Problem Set Number 9
Computer Science 471

Due by 5 PM, WEDNESDAY (not Monday) Dec. 4, 1996

Questions 1 and 2 both ask you to write programs using only the 11 instructions from the MIPS IV architecture that are described in the R10000 handout, section 3 (beq, beql, dadd, daddi, ld, movn, movz, slt, slti, pref, sd). Question 1 further restricts this subset. Remember that registers are now 64 bits wide, as are virtual addresses. Here is the initial situation for both questions:

Both questions ask you to write a program that computes the sum of all elements of V that are less than C, leaving the result in register $10. Both programs will be graded on correctness and efficiency.

1. (5 points) First, write this program without using the instructions beql, movn, movz, and pref. Don't unroll the loop or do software pipelining or other advanced trickery; the simple, straightforward, correct answer is all we're looking for.

2. (15 points) Your solution to Question 1 probably has a branch in the middle of the loop, based on whether the vector element was less than C or not. If the elements of V are distributed randomly around C, that branch is not likely to be very predictable by the sophisticated mechanisms used in modern processors like the R10000. Mispredicted branches can be quite costly. The conditional move instructions movn and movz can help.

Your solution to Question 1 will also suffer from cache misses as the elements of V are loaded from memory. The prefetch instruction pref is designed to help with this problem.
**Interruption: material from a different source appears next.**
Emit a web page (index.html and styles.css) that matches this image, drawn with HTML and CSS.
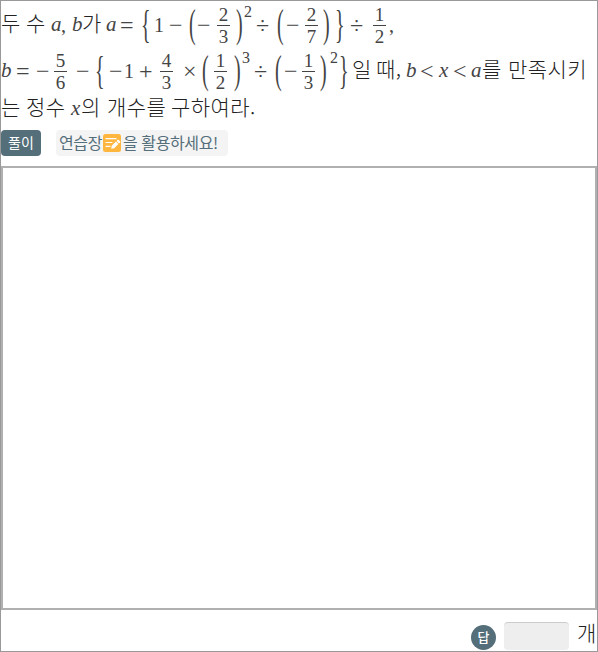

Please write another MIPS IV program to solve the same problem, but use any of the subset instructions you like, and try to avoid the branch-mispredict and cache miss problems noted above. Assume your cache has 8-byte blocks and contains no elements of V when your program starts. Assume that the miss penalty of your cache is about twice the time of a single iteration of your loop. Use the ``load'' hint in your prefetch instructions.

3. (10 points) The R10000 has two integer pipelines and one load/store pipeline; see the picture on page 5 of the ``User's Manual'' excerpt in section 5 of the handout: Figure 1-4 Superscalar Pipeline Architecture in the R10000. All three of these pipes read registers and write registers. Assume that all possible bypasses (or forwarding paths) are included in the design. Please draw a picture of these three pipelines at about the same level of detail as Figure 6.38 from the textbook, and clearly show all the bypasses necessary.

4. (5 points) What did you think of Chapter 7? Please tell the authors and publisher in the usual way: fill out http://www.cs.princeton.edu/courses/cs471/chap7.txt. To get the 5 points for this question, just write down the time you sent your message to the publisher.

5. (1 point) How long did this take you, not counting the reading, and with whom did you work?